São intérpretes completamente diferentes. Não vou dizer mal de ninguém, mas estamos a falar de artistas que não podem ser comparadas. Amália tinha uma qualidade vocal completamente fora do normal, dava notas altíssimas quase sem usar a cabeça, às vezes canta como um tenor, não conheço outra cantora assim. Tinha uma igualdade tímbrica, com aquele rouco de beleza suprema. Ela nunca faz música ligeira, vê uma frase musical e vai dar uma acentuação no sítio em que ela decide. Não vejo outra pessoa com este nível musical em Portugal.
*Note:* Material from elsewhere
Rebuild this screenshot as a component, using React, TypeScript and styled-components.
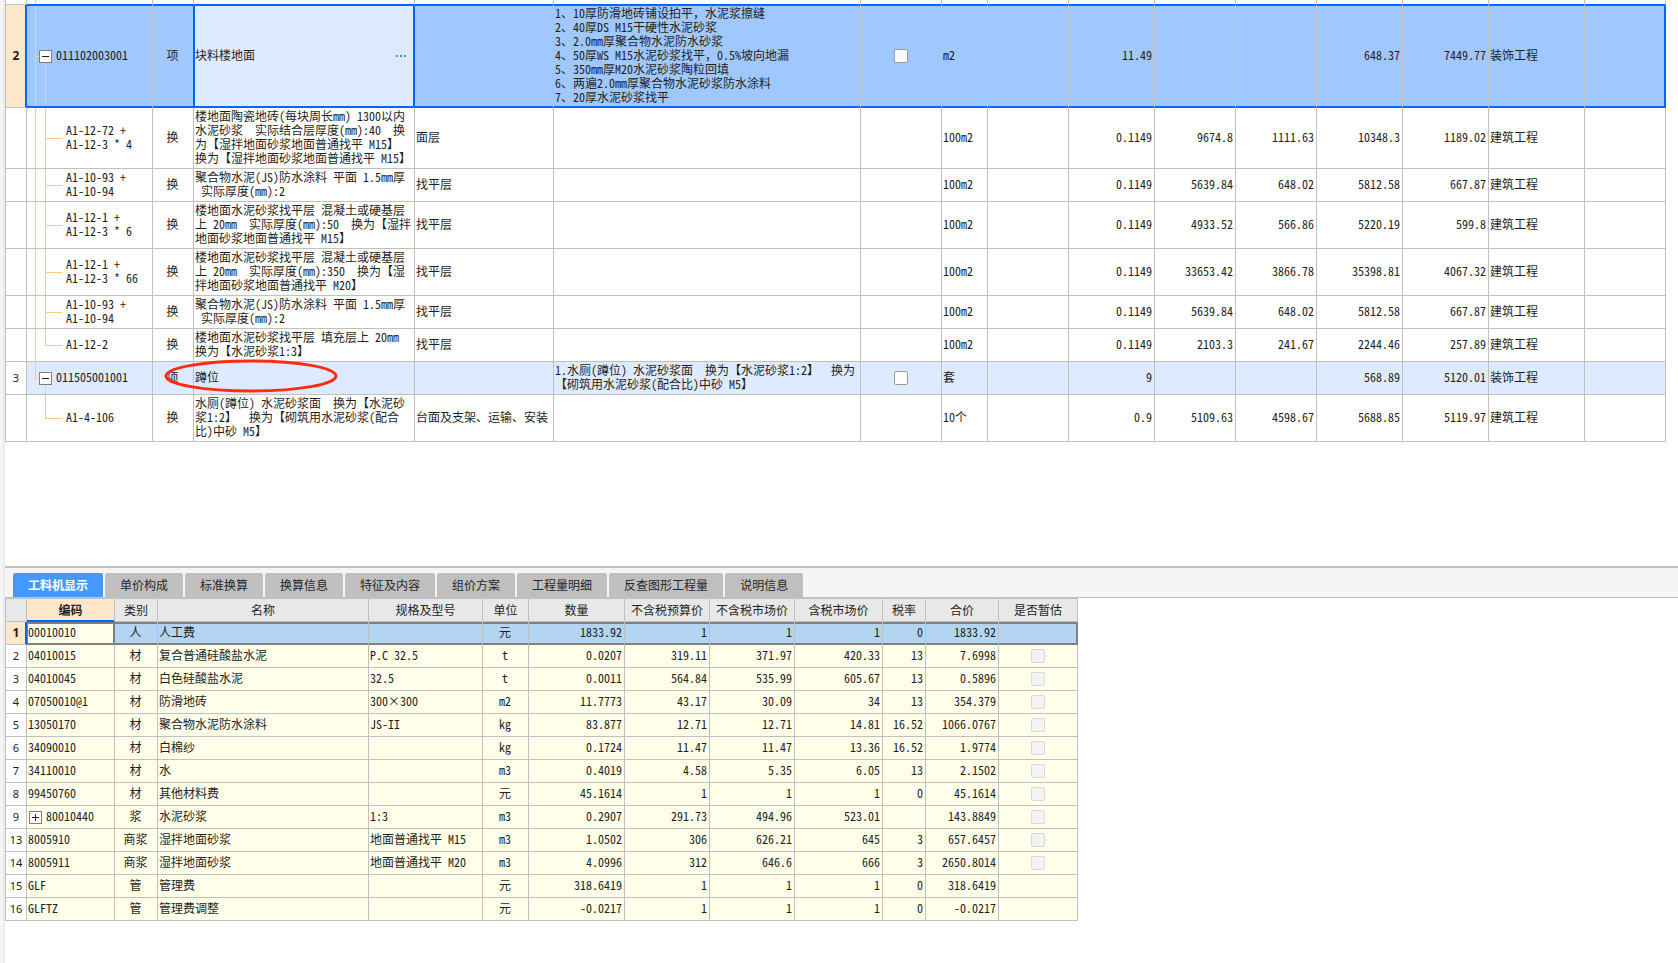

Nem em Portugal nem em Espanha.

Amália morreu há 20 anos. Porque é que a voz dela era especial?

Ficou muito surpreendido quando ouviu os temas inéditos agora incluídos na caixa de cinco discos?
Há sempre novidade por ela ser um caso exemplar de improvisação ao vivo. Cantava sempre de maneira diferente, tudo. Mesmo as coisas que achamos que já ouvimos mil vezes são sempre novas. É como ouvir o Summertime da Ella. É sempre novo, é sempre um nível musical excelso.

Que inéditos destaca?
São gravações de uma época em que ela estava no auge, temos algum reportório que ela nunca gravou em estúdio. Em 1975, por exemplo, canta uma parte do Fado do 31 e em 1957 num recital para a rádio francesa canta o Fado Madragoa e Sempre que Lisboa Canta. Naquela época cada artista tinha o seu reportório e não cantava as coisas dos outros. O Sempre que Lisboa Canta era um fado d4 Carlos Ramos. Ela, se calhar até por estar fora de Portugal, cantou.

O êxito de Amália na imprensa francesa surge documentado no livro que acompanha a caixa de cinco discos agora editada pela Valentim de Carvalho

DR

Quando é que prevê ter terminado a edição da obra integral?
É um mistério. Há gravações de estúdio e ao vivo, muita coisa por investigar e por descobrir.

Há muitos inéditos ainda?
Sim, sim. Ela gravou discos em estúdio na Valentim de Carvalho que nunca saíram e nas sessões de estúdio gravou material que depois acabou por ficar de fora dos discos.

Quando é que vamos ouvir esses inéditos?
Para breve prevemos editar um disco de ensaios de 1970, parte deles gravados na Valentim de Carvalho e outra parte em casa dela. Acho que vai ser um disco inovador, porque em Portugal penso que nunca saiu um disco só de ensaios. No fim deste ano, vamos reeditar o Busto [1962], com sessões completas e mais alguns inéditos. Depois, no próximo ano, devem sair as primeiras gravações. Amália gravou os primeiros discos em 1945 no Brasil, mas encontrei gravações ainda anteriores. É mesmo a primeira Amália.